The audio technology company emerges with $750,000 of angel funding less than a year after entering the incubator.
Dysonics, an audio technology company based on research conducted at the University of California, Davis, is the first company to secure funding after being part of the UC Davis College of Engineering’s high-tech business incubator, the Engineering Translational Technology Center. A UC Davis building is pictured.
Dysonics has secured $750,000 in under a year of incubation.
Harris Lewin, vice chancellor of research at UC Davis, said: "We are very pleased to see Dysonics, our first ‘graduate,’ exit with a solid financing round under its belt.
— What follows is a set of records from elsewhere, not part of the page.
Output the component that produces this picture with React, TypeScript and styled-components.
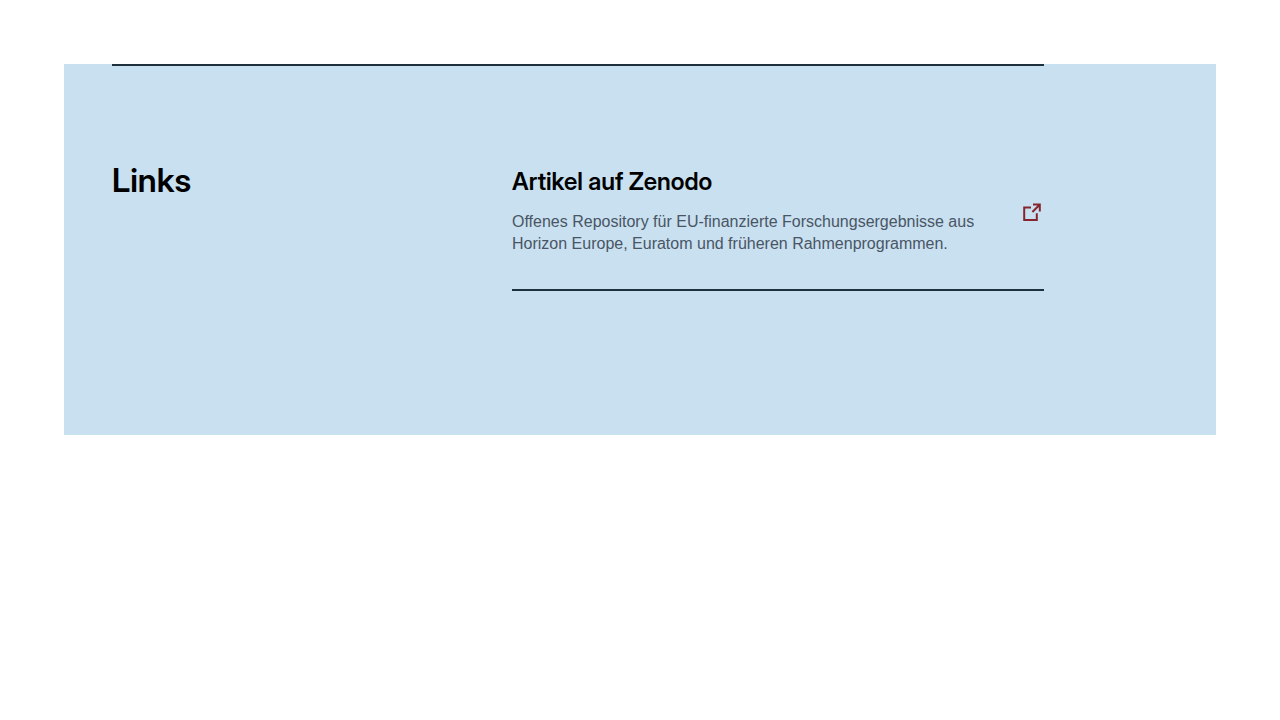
import React from "react";
import styled, { createGlobalStyle } from "styled-components";

const GlobalStyle = createGlobalStyle`
  body {
    margin: 0;
    background: #ffffff;
    font-family: "Liberation Sans", Arial, sans-serif;
  }
  *, *::before, *::after { box-sizing: border-box; }
`;

const Page = styled.main`
  padding: 64px;
`;

const Panel = styled.section`
  padding: 0 48px 144px;
  background: #c8e0ef;
`;

const Content = styled.div`
  display: grid;
  grid-template-columns: 368fr 532fr;
  column-gap: 32px;
  max-width: 932px;
  padding-top: 94px;
  border-top: 2px solid #1f303d;
`;

const Heading = styled.h2`
  margin: 0;
  font-family: "Inter Display", Inter, sans-serif;
  font-size: 33px;
  line-height: 40px;
  font-weight: 600;
  color: #000000;
`;

const LinkList = styled.ul`
  margin: 0;
  padding: 8px 0 0;
  list-style: none;
`;

const LinkItem = styled.li`
  padding-bottom: 34px;
  border-bottom: 2px solid #1f303d;
`;

const LinkCard = styled.a`
  display: flex;
  align-items: center;
  justify-content: space-between;
  gap: 32px;
  color: inherit;
  text-decoration: none;
`;

const LinkTitle = styled.h3`
  margin: 0 0 16px;
  font-family: "Inter Display", Inter, sans-serif;
  font-size: 24px;
  line-height: 27px;
  font-weight: 600;
  color: #000000;
`;

const Description = styled.p`
  margin: 0;
  font-size: 16px;
  line-height: 22px;
  color: #4a5565;
`;

const Icon = styled.svg`
  flex: none;
  width: 24px;
  height: 24px;
  fill: none;
  stroke: #85262e;
  stroke-width: 2;
`;

export default function App() {
  return (
    <>
      <GlobalStyle />
      <Page>
        <Panel aria-labelledby="links-heading">
          <Content>
            <Heading id="links-heading">Links</Heading>
            <LinkList>
              <LinkItem>
                <LinkCard href="https://zenodo.org/">
                  <div>
                    <LinkTitle>Artikel auf Zenodo</LinkTitle>
                    <Description>
                      Offenes Repository für EU-finanzierte Forschungsergebnisse aus
                      Horizon Europe, Euratom und früheren Rahmenprogrammen.
                    </Description>
                  </div>
                  <Icon viewBox="0 0 24 24" aria-hidden="true">
                    <path d="M11 7.4H4.2v12.6h12.6V13.2M13 4.6h6.8v6.8M19.6 4.8l-7.2 7.2" />
                  </Icon>
                </LinkCard>
              </LinkItem>
            </LinkList>
          </Content>
        </Panel>
      </Page>
    </>
  );
}
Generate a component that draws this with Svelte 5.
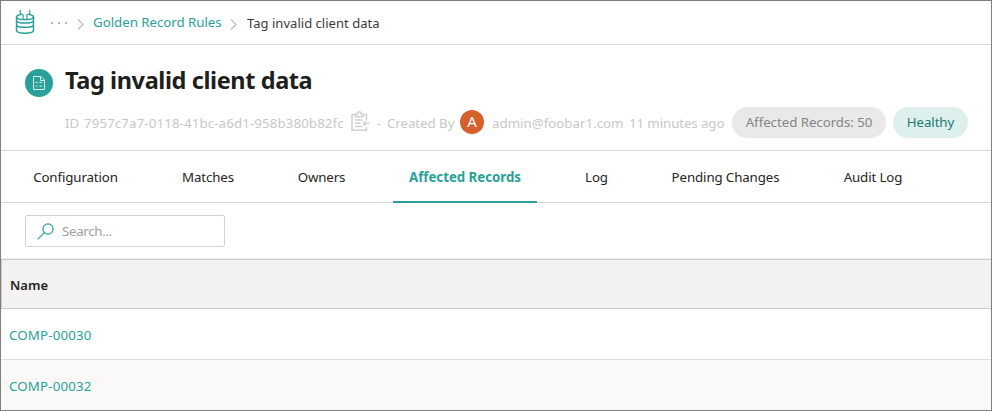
<script>
  const tabs = [
    { label: 'Configuration', width: 117 },
    { label: 'Matches', width: 84 },
    { label: 'Owners', width: 79 },
    { label: 'Affected Records', width: 144 },
    { label: 'Log', width: 55 },
    { label: 'Pending Changes', width: 139 },
    { label: 'Audit Log', width: 92 }
  ];
  let active = $state('Affected Records');
  const records = ['COMP-00030', 'COMP-00032'];
</script>

<main class="window">
  <nav class="crumbs">
    <svg class="logo" width="20" height="26" viewBox="0 0 20 26" fill="none" stroke="#2aa198" stroke-width="1.5">
      <path d="M5.200 1v3.500l2.900 1.300v4M14.800 1v3.500l-2.900 1.300v4" stroke-width="1.200" />
      <path d="M6 5.600C3.300 6 1.500 6.900 1.500 8c0 1.600 3.800 2.600 8.500 2.600s8.500-1 8.500-2.600c0-1.100-1.800-2-4.500-2.400" />
      <path d="M1.500 8v3.200c0 1.700 3.800 2.900 8.500 2.900s8.500-1.200 8.500-2.900V8M1.500 12.400v3c0 1.700 3.800 2.900 8.500 2.900s8.500-1.200 8.500-2.900v-3M1.500 16.600v4.600c0 1.800 3.800 3 8.500 3s8.500-1.200 8.500-3v-4.600" />
    </svg>
    <svg class="dots" width="16" height="3" fill="#b5b5b5"><path d="M0 0h2v2H0zM7 0h2v2H7zM14 0h2v2h-2z" /></svg>
    <svg class="chev" width="7" height="11" viewBox="0 0 7 11" fill="none" stroke="#bdbdbd" stroke-width="1.2"><path d="M1 .5l5 5-5 5" /></svg>
    <a class="parent" href="#rules">Golden Record Rules</a>
    <svg class="chev second" width="7" height="11" viewBox="0 0 7 11" fill="none" stroke="#bdbdbd" stroke-width="1.2"><path d="M1 .5l5 5-5 5" /></svg>
    <span class="current">Tag invalid client data</span>
  </nav>

  <header class="summary">
    <div class="title-row">
      <span class="badge">
        <svg width="12" height="14" viewBox="0 0 12 14" fill="none" stroke="#d4eeeb">
          <path d="M.5 .5h7.500l3.500 3.500v9.500H.5zM7.500 .5v4h4" />
          <path d="M2.500 6.500h2.200M6.300 6.500h3M2.500 9.800l.8.800 1.200-1.400M6.300 10h3" stroke-width="1" />
        </svg>
      </span>
      <h1>Tag invalid client data</h1>
    </div>
    <div class="meta">
      <span class="id-label">ID</span>
      <span class="id">7957c7a7-0118-41bc-a6d1-958b380b82fc</span>
      <svg class="copy" width="19" height="20" viewBox="0 0 19 20" fill="none" stroke="#d0d0d0" stroke-width="1.500">
        <path d="M4.500 3.500H1v15.700h14.500v-3M15.500 9.500v-6H12M4.500 5.700V3.200h1.700C6.400 1.700 7.100.8 8.200.8s1.900.9 2.100 2.400H12v2.500z" />
        <path d="M4 9h7.500M4 12.200h5.500M4 15.500h7.500M18.500 12.400h-6M14.700 10.200l-2.200 2.200 2.200 2.200" />
      </svg>
      <span class="dash">-</span>
      <span class="created">Created By</span>
      <span class="avatar">A</span>
      <span class="mail">admin@foobar1.com</span>
      <span class="ago">11 minutes ago</span>
      <span class="pill count">Affected Records: 50</span>
      <span class="pill health">Healthy</span>
    </div>
  </header>

  <div class="tabs" role="tablist">
    {#each tabs as tab}
      <button role="tab" aria-selected={active === tab.label} class:active={active === tab.label} style:width="{tab.width}px" onclick={() => (active = tab.label)}>{tab.label}</button>
    {/each}
  </div>

  <div class="toolbar">
    <label class="search">
      <svg width="17" height="17" viewBox="0 0 17 17" fill="none" stroke="#2aa198" stroke-width="1.200"><circle cx="11" cy="6" r="5.100" /><path d="M7.400 9.600L.6 16.400" /></svg>
      <input placeholder="Search..." aria-label="Search" />
    </label>
  </div>

  <section class="table">
    <div class="head">Name</div>
    {#each records as record}
      <div class="row"><a href="#{record}">{record}</a></div>
    {/each}
  </section>
</main>

<style>
  .window {
    box-sizing: border-box;
    width: 992px;
    height: 411px;
    border: 1px solid #7f7f7f;
    overflow: hidden;
    background: #fff;
    color: #252423;
    font: 13.3px/20px 'Noto Sans', 'Open Sans', sans-serif;
    white-space: nowrap;
  }
  a { color: #2aa198; text-decoration: none; }
  span, h1, a, svg { flex: none; }
  .crumbs {
    box-sizing: border-box;
    height: 44px;
    border-bottom: 1px solid #d9d9d6;
    display: flex;
    align-items: center;
    padding: 0 0 0 14px;
  }
  .logo { margin-top: -2px; }
  .dots { margin: 2px 0 0 16px; }
  .chev { margin: 4px 9px 0 10px; }
  .second { margin: 4px 10px 0 8px; }
  .parent { width: 129px; letter-spacing: -0.04px; margin-top: -1px; }
  .current { font-size: 13px; letter-spacing: 0.03px; margin-top: 1px; color: #3b3a39; }
  .summary {
    box-sizing: border-box;
    height: 106px;
    border-bottom: 1px solid #d6d6d2;
    padding: 20px 0 0 24px;
  }
  .title-row { display: flex; align-items: center; height: 34px; }
  .badge {
    width: 28px;
    height: 28px;
    border-radius: 50%;
    background: #2aa198;
    display: flex;
    align-items: center;
    justify-content: center;
    margin-top: 2px;
  }
  h1 { margin: -4px 0 0 12px; font-size: 23.5px; line-height: 32px; font-weight: 700; letter-spacing: -0.4px; color: #201f1e; }
  .meta { display: flex; align-items: center; height: 31px; margin-top: 8px; padding-left: 40px; color: #c8c8c8; }
  .id-label { width: 19px; }
  .id { width: 267px; letter-spacing: 0.11px; }
  .copy { margin-top: -3px; }
  .dash { margin-left: 7px; width: 10px; }
  .created { width: 73px; letter-spacing: -0.06px; }
  .avatar {
    width: 24px;
    height: 24px;
    border-radius: 50%;
    background: #d4602c;
    color: #fff;
    text-align: center;
    font-size: 15px;
    line-height: 23px;
    margin-top: -2px;
  }
  .mail { margin-left: 8px; width: 137px; }
  .ago { width: 103px; letter-spacing: -0.1px; }
  .pill { box-sizing: border-box; height: 31px; border-radius: 16px; line-height: 31px; text-align: center; }
  .count { width: 154px; background: #e9e9e9; color: #858585; letter-spacing: -0.05px; }
  .health { margin-left: 7px; width: 75px; background: #ddf0ee; color: #1e7a72; letter-spacing: -0.1px; }
  .tabs {
    box-sizing: border-box;
    height: 52px;
    border-bottom: 1px solid #d6d6d2;
    display: flex;
    gap: 32px;
    padding-left: 16px;
  }
  button {
    box-sizing: border-box;
    height: 52px;
    flex: none;
    padding: 2px 0 0;
    border: 0;
    border-bottom: 2px solid transparent;
    background: none;
    color: #252423;
    font: inherit;
    letter-spacing: -0.12px;
    white-space: nowrap;
  }
  button.active { color: #2aa198; border-bottom-color: #2aa198; font-weight: 700; font-size: 13.3px; letter-spacing: -0.04px; }
  .toolbar { box-sizing: border-box; height: 56px; padding: 12px 0 0 24px; border-bottom: 1px solid #eee; }
  .search {
    box-sizing: border-box;
    width: 200px;
    height: 32px;
    border: 1px solid #d2d2d2;
    border-radius: 2px;
    display: flex;
    align-items: center;
    padding-left: 11px;
  }
  input { border: 0; outline: 0; padding: 0; margin-left: 8px; width: 145px; font: inherit; letter-spacing: -0.3px; background: none; }
  input::placeholder { color: #a0a0a0; opacity: 1; }
  .head {
    box-sizing: border-box;
    height: 50px;
    border: 1px solid #ccc;
    border-right: 0;
    background: #f3f2f1;
    padding-left: 8px;
    line-height: 51px;
    font-weight: 600;
    font-size: 13px;
  }
  .row { box-sizing: border-box; height: 51px; padding-left: 8px; line-height: 52px; border-bottom: 1px solid #dedede; letter-spacing: 0.15px; }
  .row:nth-child(odd) { background: #faf9f8; }
</style>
We are proud of the pioneering research conducted by Professor Ralph Algazi and his colleagues in the College of Engineering that made this successful spin-off possible. UC Davis has a long track record of translating cutting-edge research into technologies with strong commercial potential, and we expect to see many more such new ventures being formed from the quality research being pursued by our faculty."
Bruce White, professor of mechanical and aerospace engineering at UC Davis, said: "Within the incubator, professors can stay close to their research and teaching while they develop their ideas, and students can get experience in translational technology research. The center identifies and nurtures promising research in the college, then supports faculty in the early stages of turning their academic research into commercial products."
Dysonics was founded in 2011 by Algaz, who is from UC Davis’ Department of Electrical and Computer Engineering, Robert Dalton, who holds a master’s degree in engineering from UC Davis, and Richard Duda, a former research scientist at UC Davis.